- **Information shown**
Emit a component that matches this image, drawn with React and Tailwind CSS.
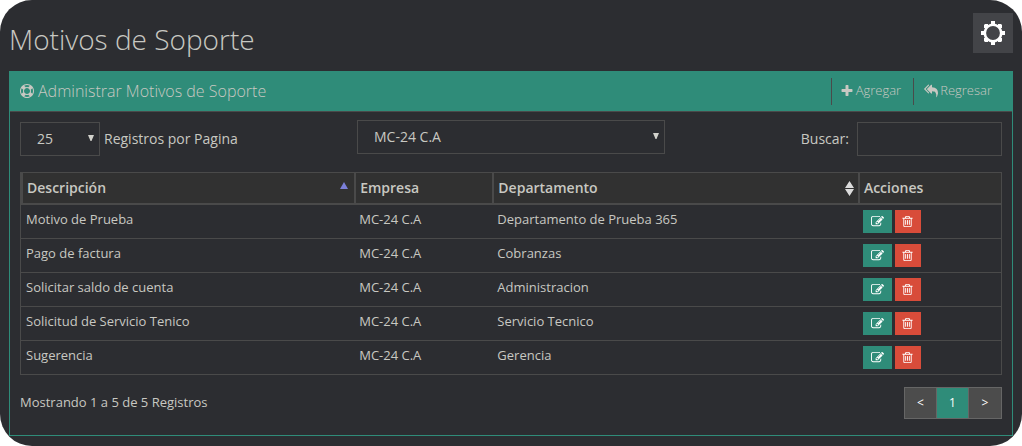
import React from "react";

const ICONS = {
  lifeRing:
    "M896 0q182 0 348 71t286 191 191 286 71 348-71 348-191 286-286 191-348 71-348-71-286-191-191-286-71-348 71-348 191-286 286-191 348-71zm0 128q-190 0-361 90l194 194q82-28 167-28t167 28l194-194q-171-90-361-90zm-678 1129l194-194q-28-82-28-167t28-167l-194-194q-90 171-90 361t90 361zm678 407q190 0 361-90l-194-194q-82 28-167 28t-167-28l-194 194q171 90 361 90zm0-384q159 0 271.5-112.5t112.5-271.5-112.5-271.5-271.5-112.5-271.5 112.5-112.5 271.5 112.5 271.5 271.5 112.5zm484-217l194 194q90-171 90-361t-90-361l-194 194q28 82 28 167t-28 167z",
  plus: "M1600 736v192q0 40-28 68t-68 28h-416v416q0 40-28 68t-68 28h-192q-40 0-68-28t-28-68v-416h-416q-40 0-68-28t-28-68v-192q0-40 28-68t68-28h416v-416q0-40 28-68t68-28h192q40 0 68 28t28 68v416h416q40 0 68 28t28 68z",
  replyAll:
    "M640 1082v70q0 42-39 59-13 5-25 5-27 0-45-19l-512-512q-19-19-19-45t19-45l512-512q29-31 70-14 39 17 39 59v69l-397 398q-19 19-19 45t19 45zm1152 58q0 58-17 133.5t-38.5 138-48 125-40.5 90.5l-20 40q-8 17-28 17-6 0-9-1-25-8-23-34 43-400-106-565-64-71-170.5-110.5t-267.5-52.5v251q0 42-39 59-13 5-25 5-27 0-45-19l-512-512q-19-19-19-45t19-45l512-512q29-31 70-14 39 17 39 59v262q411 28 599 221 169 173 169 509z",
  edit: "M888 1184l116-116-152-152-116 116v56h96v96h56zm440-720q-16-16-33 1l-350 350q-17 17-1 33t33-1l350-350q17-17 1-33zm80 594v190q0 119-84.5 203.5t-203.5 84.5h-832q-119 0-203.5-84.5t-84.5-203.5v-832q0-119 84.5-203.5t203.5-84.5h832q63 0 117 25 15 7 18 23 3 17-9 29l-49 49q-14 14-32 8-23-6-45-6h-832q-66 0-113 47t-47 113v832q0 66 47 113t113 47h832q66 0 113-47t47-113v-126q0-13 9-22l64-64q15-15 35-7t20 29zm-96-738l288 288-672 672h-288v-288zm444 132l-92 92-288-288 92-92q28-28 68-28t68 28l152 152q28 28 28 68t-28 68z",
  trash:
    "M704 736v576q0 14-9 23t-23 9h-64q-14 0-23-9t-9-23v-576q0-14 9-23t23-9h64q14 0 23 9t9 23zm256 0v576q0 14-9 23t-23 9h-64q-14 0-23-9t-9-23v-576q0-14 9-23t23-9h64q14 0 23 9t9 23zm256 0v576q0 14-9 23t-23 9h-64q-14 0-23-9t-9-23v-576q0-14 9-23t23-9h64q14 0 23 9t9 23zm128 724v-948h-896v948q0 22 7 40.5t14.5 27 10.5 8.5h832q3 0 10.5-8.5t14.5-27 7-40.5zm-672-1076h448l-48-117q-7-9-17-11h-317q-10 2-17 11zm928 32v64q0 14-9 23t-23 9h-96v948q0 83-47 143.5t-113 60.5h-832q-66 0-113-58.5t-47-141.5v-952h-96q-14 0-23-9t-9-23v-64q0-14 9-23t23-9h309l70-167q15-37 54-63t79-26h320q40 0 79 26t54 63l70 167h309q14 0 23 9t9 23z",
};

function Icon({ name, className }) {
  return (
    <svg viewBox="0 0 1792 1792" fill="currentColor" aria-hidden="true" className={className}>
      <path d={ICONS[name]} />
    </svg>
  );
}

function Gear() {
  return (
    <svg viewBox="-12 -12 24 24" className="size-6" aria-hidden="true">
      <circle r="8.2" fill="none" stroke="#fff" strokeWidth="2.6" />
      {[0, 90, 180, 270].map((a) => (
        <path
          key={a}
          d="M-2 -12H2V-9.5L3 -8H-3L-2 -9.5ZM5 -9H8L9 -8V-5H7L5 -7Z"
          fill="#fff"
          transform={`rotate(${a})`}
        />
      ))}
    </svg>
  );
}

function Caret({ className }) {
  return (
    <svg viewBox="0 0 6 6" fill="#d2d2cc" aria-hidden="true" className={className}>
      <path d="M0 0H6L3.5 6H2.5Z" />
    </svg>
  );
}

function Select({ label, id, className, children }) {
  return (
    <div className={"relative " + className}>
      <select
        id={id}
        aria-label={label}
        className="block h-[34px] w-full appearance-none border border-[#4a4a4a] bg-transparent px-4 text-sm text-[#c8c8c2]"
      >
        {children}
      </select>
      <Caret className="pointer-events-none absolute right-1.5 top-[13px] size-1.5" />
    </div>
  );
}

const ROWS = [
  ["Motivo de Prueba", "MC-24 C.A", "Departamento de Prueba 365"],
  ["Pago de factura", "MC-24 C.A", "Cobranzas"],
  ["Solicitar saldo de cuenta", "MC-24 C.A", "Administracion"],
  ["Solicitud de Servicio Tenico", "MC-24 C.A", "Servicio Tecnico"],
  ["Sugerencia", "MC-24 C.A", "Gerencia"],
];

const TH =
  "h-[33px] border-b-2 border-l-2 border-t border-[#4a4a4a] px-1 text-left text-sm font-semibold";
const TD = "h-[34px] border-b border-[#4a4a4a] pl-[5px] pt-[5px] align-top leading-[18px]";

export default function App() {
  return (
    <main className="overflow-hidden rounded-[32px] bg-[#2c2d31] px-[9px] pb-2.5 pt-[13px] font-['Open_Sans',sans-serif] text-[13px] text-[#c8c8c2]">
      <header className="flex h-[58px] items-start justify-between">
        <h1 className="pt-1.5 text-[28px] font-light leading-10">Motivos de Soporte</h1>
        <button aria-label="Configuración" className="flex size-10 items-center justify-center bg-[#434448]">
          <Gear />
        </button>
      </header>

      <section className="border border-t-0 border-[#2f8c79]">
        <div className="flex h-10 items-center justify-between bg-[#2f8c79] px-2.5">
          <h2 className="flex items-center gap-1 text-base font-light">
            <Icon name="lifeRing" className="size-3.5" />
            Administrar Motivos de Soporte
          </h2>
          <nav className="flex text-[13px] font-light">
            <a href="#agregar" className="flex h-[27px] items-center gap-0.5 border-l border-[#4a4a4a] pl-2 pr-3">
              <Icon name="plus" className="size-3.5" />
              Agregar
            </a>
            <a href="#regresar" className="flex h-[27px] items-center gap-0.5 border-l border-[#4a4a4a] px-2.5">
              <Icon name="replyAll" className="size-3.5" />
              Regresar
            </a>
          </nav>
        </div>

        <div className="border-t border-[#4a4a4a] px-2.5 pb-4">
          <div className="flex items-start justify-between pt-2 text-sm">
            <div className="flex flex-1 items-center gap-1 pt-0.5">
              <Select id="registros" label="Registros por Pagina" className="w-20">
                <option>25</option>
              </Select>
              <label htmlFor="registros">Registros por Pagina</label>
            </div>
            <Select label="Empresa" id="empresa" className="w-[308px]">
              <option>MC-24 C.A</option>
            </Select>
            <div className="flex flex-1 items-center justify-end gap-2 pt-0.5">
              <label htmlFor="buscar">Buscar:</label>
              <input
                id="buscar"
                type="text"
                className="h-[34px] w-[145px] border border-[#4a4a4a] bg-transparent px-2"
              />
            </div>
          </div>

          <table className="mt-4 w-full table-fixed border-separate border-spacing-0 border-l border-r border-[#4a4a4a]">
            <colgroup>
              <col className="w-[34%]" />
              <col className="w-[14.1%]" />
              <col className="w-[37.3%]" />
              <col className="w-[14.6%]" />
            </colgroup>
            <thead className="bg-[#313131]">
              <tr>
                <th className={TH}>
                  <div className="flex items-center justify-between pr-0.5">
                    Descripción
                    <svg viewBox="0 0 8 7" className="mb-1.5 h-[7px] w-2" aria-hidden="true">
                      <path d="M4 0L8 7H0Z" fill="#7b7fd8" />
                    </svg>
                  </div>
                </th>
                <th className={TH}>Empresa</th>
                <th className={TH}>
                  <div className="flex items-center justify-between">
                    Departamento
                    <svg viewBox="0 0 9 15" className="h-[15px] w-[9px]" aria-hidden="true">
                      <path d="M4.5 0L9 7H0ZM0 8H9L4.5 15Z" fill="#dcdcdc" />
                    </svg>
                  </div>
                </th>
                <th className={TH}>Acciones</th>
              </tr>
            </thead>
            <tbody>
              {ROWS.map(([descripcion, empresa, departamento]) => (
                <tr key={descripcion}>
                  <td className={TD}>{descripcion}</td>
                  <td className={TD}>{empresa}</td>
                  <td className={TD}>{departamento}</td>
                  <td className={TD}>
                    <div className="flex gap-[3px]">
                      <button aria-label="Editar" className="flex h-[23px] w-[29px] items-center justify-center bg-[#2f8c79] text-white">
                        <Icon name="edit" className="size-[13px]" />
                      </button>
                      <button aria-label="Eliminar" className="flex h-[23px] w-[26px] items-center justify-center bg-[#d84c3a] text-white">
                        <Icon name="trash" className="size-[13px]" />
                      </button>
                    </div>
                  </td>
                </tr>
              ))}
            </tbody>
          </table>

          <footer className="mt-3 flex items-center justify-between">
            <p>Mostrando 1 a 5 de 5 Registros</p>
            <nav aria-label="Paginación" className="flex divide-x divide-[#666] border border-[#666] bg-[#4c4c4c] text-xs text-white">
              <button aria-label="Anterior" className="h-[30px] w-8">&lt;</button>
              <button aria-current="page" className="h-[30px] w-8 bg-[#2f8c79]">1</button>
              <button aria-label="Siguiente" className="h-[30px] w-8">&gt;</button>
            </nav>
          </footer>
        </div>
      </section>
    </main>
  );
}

- **Short exercise**
Every line from the top of the material above through the line with "import React from" should be duplicated exactly, please; leave out the pictures.

- **The reply**
Emit a component that matches this image, drawn with React and Tailwind CSS.
import React from "react";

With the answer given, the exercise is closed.